Mi salida de la semana consta en ir al supermercado; ansiado contacto con el mundo exterior.
Antes de entrar, en la vereda, asoma una nueva realidad: metros de distancia entre personas, barbijos y silencio de radio.
Una vez adentro, solo hay miradas entre góndolas y changos.
Ya no se ven bigotes, ni narices, arrugas, ni sonrisas.
Tampoco se ven vestimentas estridentes. Estar encerrados y entrecasa obligó a que los looks también se relajaran.
No hay niños correteando, ni charlas de vecinos, la fruta no se palpa porque sería transgredir.

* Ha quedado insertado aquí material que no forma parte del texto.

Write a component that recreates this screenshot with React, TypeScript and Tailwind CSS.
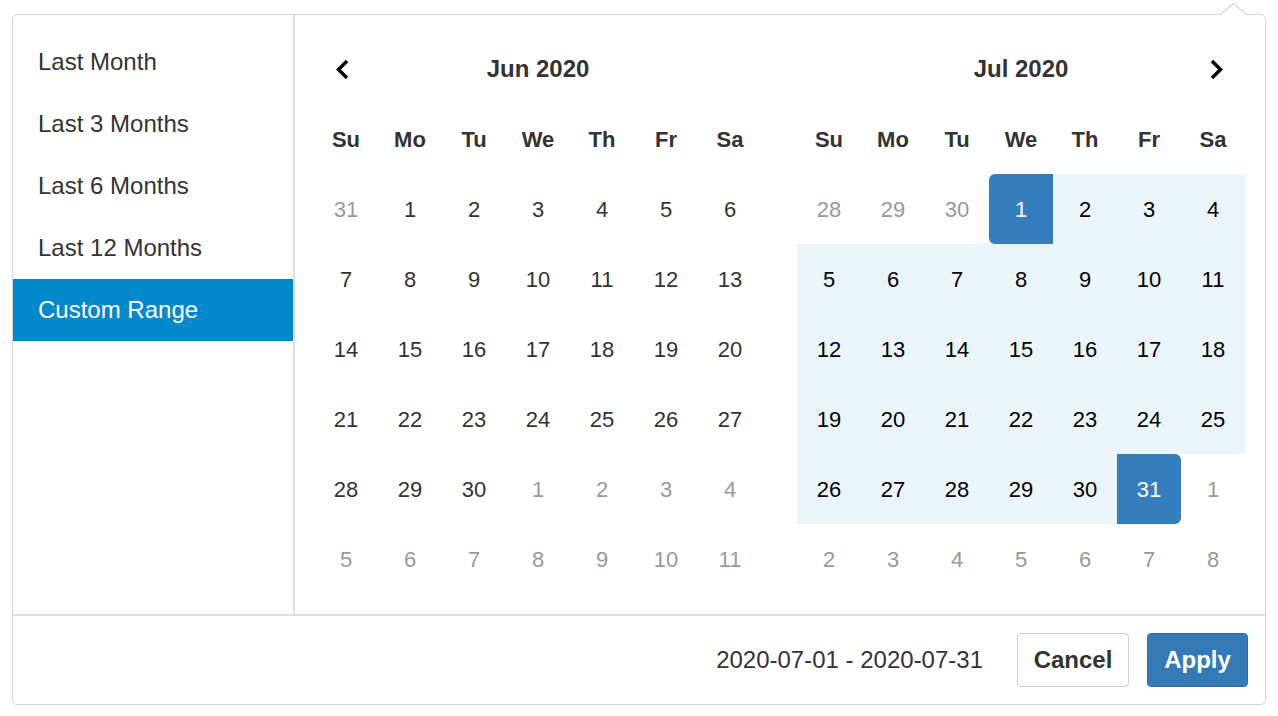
import clsx from 'clsx';

const RANGES = ['Last Month', 'Last 3 Months', 'Last 6 Months', 'Last 12 Months', 'Custom Range'];
const DAY_NAMES = ['Su', 'Mo', 'Tu', 'We', 'Th', 'Fr', 'Sa'];

type Day = { n: number; off?: boolean; start?: boolean; end?: boolean; inRange?: boolean };

function buildMonth(prevLast: number, firstDow: number, days: number, range?: [number, number]): Day[] {
  const cells: Day[] = [];
  for (let i = firstDow - 1; i >= 0; i--) cells.push({ n: prevLast - i, off: true });
  for (let d = 1; d <= days; d++) {
    const cell: Day = { n: d };
    if (range) {
      cell.start = d === range[0];
      cell.end = d === range[1];
      cell.inRange = d >= range[0] && d <= range[1];
    }
    cells.push(cell);
  }
  let next = 1;
  while (cells.length < 42) cells.push({ n: next++, off: true });
  return cells;
}

function Arrow({ dir }: { dir: 'left' | 'right' }) {
  return (
    <svg width="14" height="21" viewBox="0 0 14 21" className="inline-block">
      <polyline
        points={dir === 'left' ? '12,2 3.5,10.5 12,19' : '2,2 10.5,10.5 2,19'}
        fill="none"
        stroke="#000"
        strokeWidth="3.4"
        strokeLinejoin="miter"
      />
    </svg>
  );
}

function Calendar({ title, days, prev, next }: { title: string; days: Day[]; prev?: boolean; next?: boolean }) {
  const weeks = Array.from({ length: 6 }, (_, w) => days.slice(w * 7, w * 7 + 7));
  return (
    <div className="w-[448px]">
      <div className="grid h-[70px] grid-cols-7 items-center">
        <div className="flex justify-center pr-[8px]">{prev && <Arrow dir="left" />}</div>
        <div className="col-span-5 text-center text-[24px] font-bold text-[#333]">{title}</div>
        <div className="flex justify-center pl-[7px]">{next && <Arrow dir="right" />}</div>
      </div>
      <div className="grid h-[70px] grid-cols-7 items-center">
        {DAY_NAMES.map((d) => (
          <div key={d} className="text-center text-[22px] font-bold text-[#333]">
            {d}
          </div>
        ))}
      </div>
      {weeks.map((week, wi) => (
        <div key={wi} className="grid h-[70px] grid-cols-7">
          {week.map((day, di) => (
            <div
              key={di}
              className={clsx(
                'flex items-center justify-center text-[22px]',
                day.off && 'text-[#999]',
                !day.off && !day.inRange && 'text-[#333]',
                day.inRange && !day.start && !day.end && 'bg-[#ebf4f8] text-black',
                (day.start || day.end) && 'bg-[#357ebd] text-white',
                day.start && 'rounded-l-[6px]',
                day.end && 'rounded-r-[6px]',
              )}
            >
              {day.n}
            </div>
          ))}
        </div>
      ))}
    </div>
  );
}

export default function App() {
  const june = buildMonth(31, 1, 30);
  const july = buildMonth(30, 3, 31, [1, 31]);

  return (
    <div className="min-h-screen bg-white pl-[12px] pt-[14px] [font-family:'Liberation_Sans',Arial,sans-serif]">
      <div className="relative w-[1254px] rounded-[5px] border border-[#d4d4d4] bg-white">
        <svg width="29" height="13" viewBox="0 0 29 13" className="absolute left-[1206px] top-[-12px]">
          <polygon points="1,13 14.5,1 28,13" fill="#fff" />
          <polyline points="1,12 14.5,0.5 28,12" fill="none" stroke="#d4d4d4" strokeWidth="1.2" />
        </svg>
        <div className="flex">
          <ul className="w-[282px] shrink-0 border-r-2 border-[#ddd] pt-[16px]">
            {RANGES.map((r, i) => (
              <li
                key={r}
                className={clsx(
                  'flex h-[62px] items-center pl-[25px] text-[24px]',
                  i === RANGES.length - 1 ? 'bg-[#08c] text-white' : 'text-[#333]',
                )}
              >
                {r}
              </li>
            ))}
          </ul>
          <div className="flex gap-[35px] pb-[20px] pl-[19px] pt-[19px]">
            <Calendar title="Jun 2020" days={june} prev />
            <Calendar title="Jul 2020" days={july} next />
          </div>
        </div>
        <div className="flex h-[90px] items-center justify-end border-t-2 border-[#ddd] pr-[17px]">
          <span className="mr-[34px] text-[24px] text-[#333]">2020-07-01 - 2020-07-31</span>
          <button
            type="button"
            className="mr-[18px] h-[54px] w-[112px] rounded-[4px] border border-[#ccc] bg-white text-[24px] font-bold text-[#333]"
          >
            Cancel
          </button>
          <button
            type="button"
            className="h-[54px] w-[101px] rounded-[4px] border border-[#2e6da4] bg-[#337ab7] text-[24px] font-bold text-white"
          >
            Apply
          </button>
        </div>
      </div>
    </div>
  );
}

Los tonos de voz son bajos, los gritos no existen.
Algo zen vibra en el aire.
Los celulares están guardados, el valor del silencio cobra protagonismo. Los changos no se chocan, la calma es más importante que la prisa.
“Algo está cambiando” pienso, y sonrío con los ojos.
¿Estaremos combatiendo otras pandemias? Juzgar por las apariencias, el culto desproporcionado a la belleza, la carrera sin sentido, el exceso de soberbia. ¿Estaremos descubriendo la importancia de lo interno?
Unos ojos parlantes me despiertan del trance y me hacen saber que ya puedo pasar por la caja 5.
Me despido con un gesto simpático y la idea de que vamos encontrando un mundo más franco.